We certainly face the prospect of higher taxes. All of those create significant headwinds.


Add to that the possibility of higher interest rates, which any reasonable person will say is at least an even-odds probability. We may be in a death spiral like Japan has been in for at more a decade, with deflation. But the other possibility is that our ability to pay back our debt is going to be influenced by devaluing the dollar. If we have higher interest rates, I just have to think back to what valuations were in the late 1970s and early 1980s. Top-quality names were selling at 5x and 6x. If you own something now at 19x, 15x or even 12x, they become vulnerable if you face that possibility.

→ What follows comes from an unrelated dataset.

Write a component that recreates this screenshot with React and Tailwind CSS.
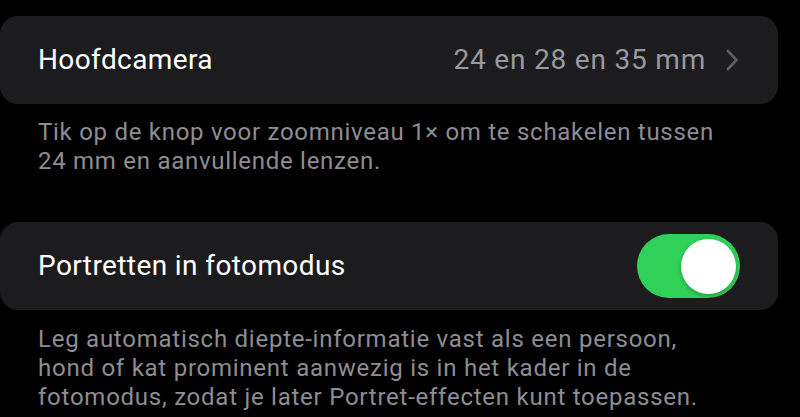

We remain cautious and will try to pick ours spots. Brokerage firms and investment management firms will shrink and the amount of money that is invested worldwide will shrink if we have big declines in the market. If they don’t, then they will continue to grow.


Is the fact that you are 45% invested a reflection of your macro outlook or a lack of attractive investment candidates?


It is a reflection of our macro outlook. When the money came into the new fund, we chose not to duplicate the fund we just quit managing (FBRVX), because there were a number of investments in that fund that were less attractive because of where the economy was, in my mind. I would be interested in some of those at much lower valuations, and there are some I probably wouldn’t be interested in.


If we talked a month ago, we would have been 25% invested. We are putting money to work deliberately and cautiously. We had a market that went up 60% off the March low. Everything is not as rosy as the market projects.


Mohammed El-Erian has said that stock market was on a “sugar high.” That is something that resonates with us. Last week, and even this week, reinforce the notion that the market is running out of steam here.